START MATERIAL PROVIDED
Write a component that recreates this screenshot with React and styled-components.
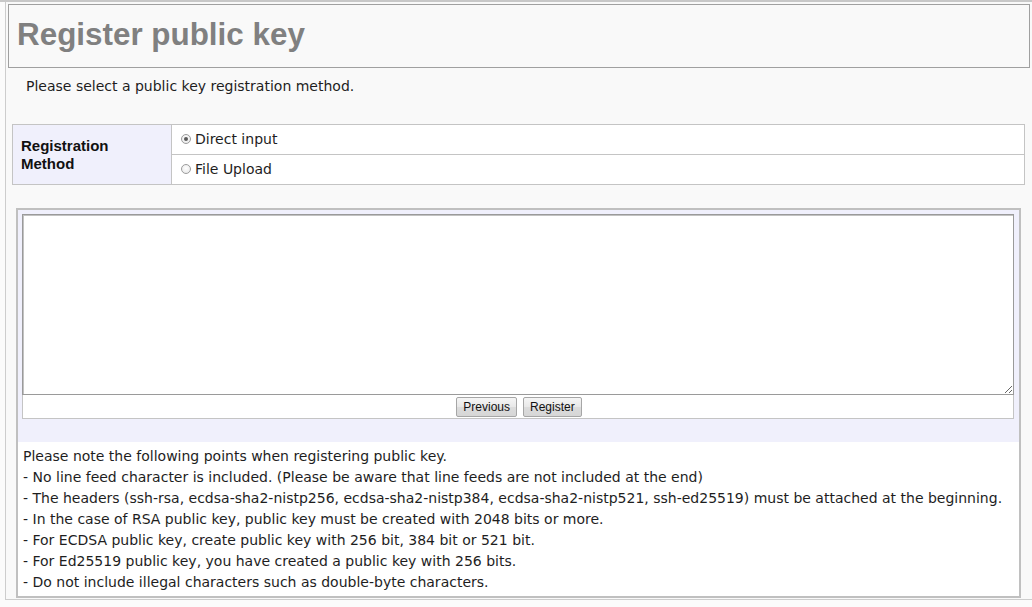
import React from "react";
import styled, { createGlobalStyle } from "styled-components";

const GlobalStyle = createGlobalStyle`
  html, body { margin: 0; padding: 0; background: #fbfbfb; }
  body { font-family: "DejaVu Sans", Verdana, sans-serif; color: #1e1e1e; }
  * { box-sizing: border-box; }
`;

const lavender = "#f0f0fc";

const Page = styled.div`
  border-top: 2px solid #c8c8c8;
  height: 607px;
  overflow: hidden;
`;

const Frame = styled.div`
  margin-left: 5px;
  border-left: 1px solid #cdcdcd;
  border-bottom: 1px solid #cdcdcd;
  background: #f9f9f9;
  padding: 2px 0 0 2px;
`;

const Header = styled.div`
  height: 64px;
  margin-right: 2px;
  border: 1px solid #a0a0a0;
  display: flex;
  align-items: center;
  padding: 0 0 2px 8px;
`;

const Title = styled.h1`
  margin: 0;
  font-family: "Liberation Sans", Arial, sans-serif;
  font-weight: bold;
  font-size: 31.4px;
  color: #808080;
`;

const Intro = styled.p`
  margin: 8px 0 0 18px;
  font-size: 14px;
  line-height: 21px;
`;

const MethodTable = styled.div`
  display: grid;
  grid-template-columns: 159px 1fr;
  margin: 27px 7px 0 4px;
  border: 1px solid #c4c4c4;
  background: #fff;
`;

const LabelCell = styled.div`
  grid-row: span 2;
  background: ${lavender};
  border-right: 1px solid #c4c4c4;
  display: flex;
  align-items: center;
  padding: 0 0 0 8px;
  font-family: "Liberation Sans", Arial, sans-serif;
  font-weight: bold;
  font-size: 15px;
  line-height: 17.5px;
  color: #111;
`;

const OptionCell = styled.label`
  height: ${(p) => (p.$last ? "29px" : "30px")};
  display: flex;
  align-items: center;
  gap: 4px;
  padding: 0 0 1px 9px;
  font-size: 14px;
  border-bottom: ${(p) => (p.$last ? "none" : "1px solid #c4c4c4")};
`;

const Radio = styled.span`
  width: 10px;
  height: 10px;
  border-radius: 50%;
  border: 1px solid #9c9c9c;
  background: radial-gradient(circle at 50% 40%, #ffffff 0%, #e4e4e4 100%);
  display: flex;
  align-items: center;
  justify-content: center;
  &::after {
    content: "";
    width: 4px;
    height: 4px;
    border-radius: 50%;
    background: ${(p) => (p.$checked ? "#5a5a5a" : "transparent")};
  }
`;

const KeyBox = styled.div`
  margin: 23px 11px 1px 8px;
  border: 2px solid #c0c0c0;
`;

const EditArea = styled.div`
  background: ${lavender};
  padding: 4px 5px 23px 4px;
`;

const KeyInput = styled.textarea`
  display: block;
  width: 100%;
  height: 181px;
  margin: 0;
  border: 1px solid #9a9a9a;
  box-shadow: inset 1px 1px 0 #c2c2c2;
  background: #fff;
  resize: both;
  outline: none;
  font-family: "Liberation Mono", monospace;
  font-size: 13px;
`;

const ButtonRow = styled.div`
  height: 24px;
  border: 1px solid #c4c4c4;
  border-top: none;
  background: #fff;
  display: flex;
  align-items: center;
  justify-content: center;
  gap: 6px;
  padding: 1px 0 0 2px;
`;

const Button = styled.button`
  height: 20px;
  padding: 0 6px;
  border: 1px solid #a6a6a6;
  border-radius: 2px;
  background: linear-gradient(#f5f5f5, #e8e8e8 50%, #dcdcdc 51%, #d6d6d6);
  font-family: "Liberation Sans", Arial, sans-serif;
  font-size: 12px;
  color: #111;
  cursor: pointer;
`;

const Notes = styled.div`
  background: #fff;
  padding: 4px 5px 3px;
  font-size: 14px;
  line-height: 21px;
`;

const NoteLine = styled.div`
  white-space: nowrap;
`;

const notes = [
  "Please note the following points when registering public key.",
  "- No line feed character is included. (Please be aware that line feeds are not included at the end)",
  "- The headers (ssh-rsa, ecdsa-sha2-nistp256, ecdsa-sha2-nistp384, ecdsa-sha2-nistp521, ssh-ed25519) must be attached at the beginning.",
  "- In the case of RSA public key, public key must be created with 2048 bits or more.",
  "- For ECDSA public key, create public key with 256 bit, 384 bit or 521 bit.",
  "- For Ed25519 public key, you have created a public key with 256 bits.",
  "- Do not include illegal characters such as double-byte characters.",
];

export default function App() {
  return (
    <>
      <GlobalStyle />
      <Page>
        <Frame>
          <Header>
            <Title>Register public key</Title>
          </Header>
          <Intro>Please select a public key registration method.</Intro>
          <MethodTable>
            <LabelCell>
              Registration
              <br />
              Method
            </LabelCell>
            <OptionCell>
              <Radio $checked />
              Direct input
            </OptionCell>
            <OptionCell $last>
              <Radio />
              File Upload
            </OptionCell>
          </MethodTable>
          <KeyBox>
            <EditArea>
              <KeyInput spellCheck={false} />
              <ButtonRow>
                <Button type="button">Previous</Button>
                <Button type="button">Register</Button>
              </ButtonRow>
            </EditArea>
            <Notes>
              {notes.map((n) => (
                <NoteLine key={n}>{n}</NoteLine>
              ))}
            </Notes>
          </KeyBox>
        </Frame>
      </Page>
    </>
  );
}
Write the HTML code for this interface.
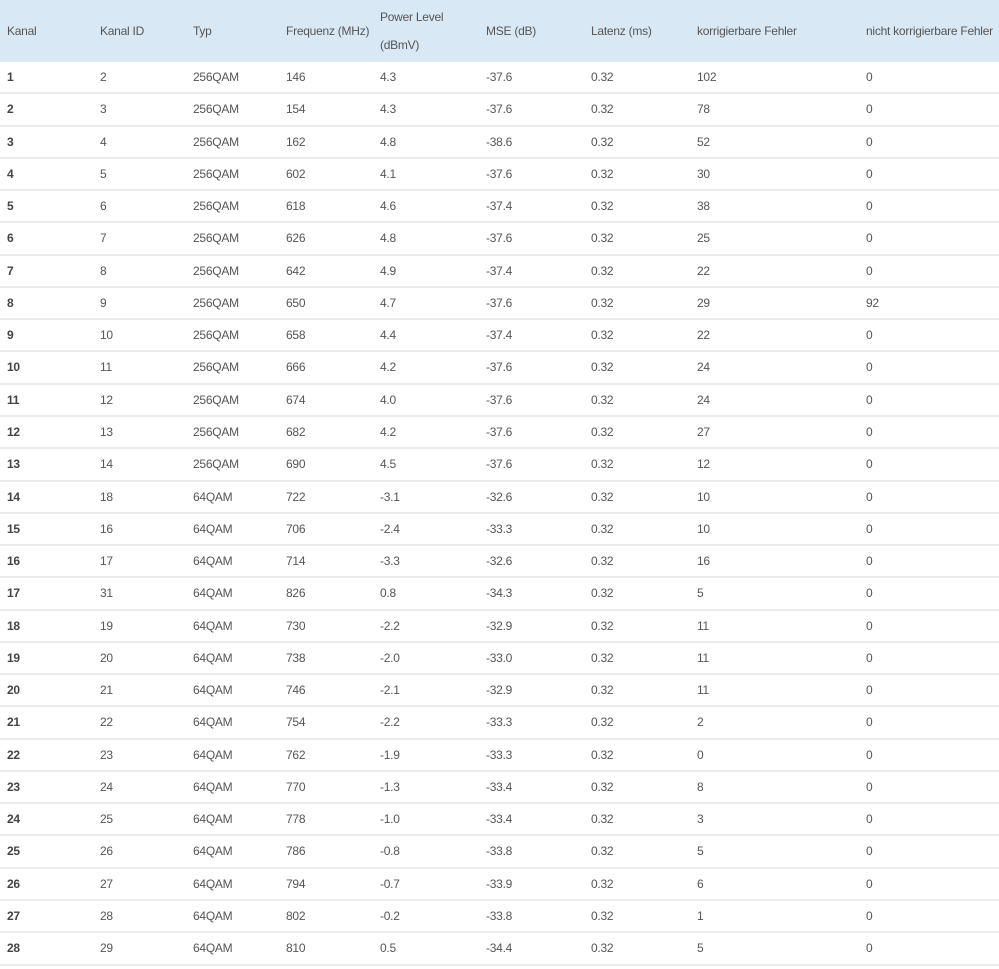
<!DOCTYPE html>
<html><head><meta charset="utf-8"><style>
body{margin:0;width:999px;height:969px;background:#fff;font-family:"Liberation Sans",sans-serif;font-size:12px;letter-spacing:-0.25px;color:#555;overflow:hidden;position:relative}
.h{position:absolute;left:0;top:0;width:999px;height:62px;background:#d9e8f5}
.r{position:absolute;left:0;width:999px;height:32.27px;box-sizing:border-box;border-bottom:2px solid #ebebeb}
.c{position:absolute;top:0;line-height:30px;white-space:nowrap}
.h .c{line-height:62px}
.b{font-weight:bold;color:#444}
</style></head><body>
<div class="h">
<div class="c" style="left:7px">Kanal</div>
<div class="c" style="left:100px">Kanal ID</div>
<div class="c" style="left:193px">Typ</div>
<div class="c" style="left:286px">Frequenz (MHz)</div>
<div class="c" style="left:380px;line-height:28px;top:3px">Power Level<br>(dBmV)</div>
<div class="c" style="left:486px">MSE (dB)</div>
<div class="c" style="left:591px">Latenz (ms)</div>
<div class="c" style="left:697px">korrigierbare Fehler</div>
<div class="c" style="left:866px">nicht korrigierbare Fehler</div>
</div>
<div id="t"></div>
<script>
var d=[[1,2,"256QAM",146,"4.3","-37.6",102,0],[2,3,"256QAM",154,"4.3","-37.6",78,0],[3,4,"256QAM",162,"4.8","-38.6",52,0],[4,5,"256QAM",602,"4.1","-37.6",30,0],[5,6,"256QAM",618,"4.6","-37.4",38,0],[6,7,"256QAM",626,"4.8","-37.6",25,0],[7,8,"256QAM",642,"4.9","-37.4",22,0],[8,9,"256QAM",650,"4.7","-37.6",29,92],[9,10,"256QAM",658,"4.4","-37.4",22,0],[10,11,"256QAM",666,"4.2","-37.6",24,0],[11,12,"256QAM",674,"4.0","-37.6",24,0],[12,13,"256QAM",682,"4.2","-37.6",27,0],[13,14,"256QAM",690,"4.5","-37.6",12,0],[14,18,"64QAM",722,"-3.1","-32.6",10,0],[15,16,"64QAM",706,"-2.4","-33.3",10,0],[16,17,"64QAM",714,"-3.3","-32.6",16,0],[17,31,"64QAM",826,"0.8","-34.3",5,0],[18,19,"64QAM",730,"-2.2","-32.9",11,0],[19,20,"64QAM",738,"-2.0","-33.0",11,0],[20,21,"64QAM",746,"-2.1","-32.9",11,0],[21,22,"64QAM",754,"-2.2","-33.3",2,0],[22,23,"64QAM",762,"-1.9","-33.3",0,0],[23,24,"64QAM",770,"-1.3","-33.4",8,0],[24,25,"64QAM",778,"-1.0","-33.4",3,0],[25,26,"64QAM",786,"-0.8","-33.8",5,0],[26,27,"64QAM",794,"-0.7","-33.9",6,0],[27,28,"64QAM",802,"-0.2","-33.8",1,0],[28,29,"64QAM",810,"0.5","-34.4",5,0]];
var x=[7,100,193,286,380,486,591,697,866],h="";
d.forEach(function(r,i){var v=[r[0],r[1],r[2],r[3],r[4],r[5],"0.32",r[6],r[7]];h+='<div class="r" style="top:'+(62+i*32.27)+'px">';v.forEach(function(s,j){h+='<div class="c'+(j?'':' b')+'" style="left:'+x[j]+'px">'+s+'</div>'});h+='</div>'});
document.getElementById("t").innerHTML=h;
</script>
</body></html>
END MATERIAL PROVIDED
• [OBJECTIVE]
Say how many lines above hold the word "that", giving only the count.

• [OUTPUT FOR THIS EXERCISE]
2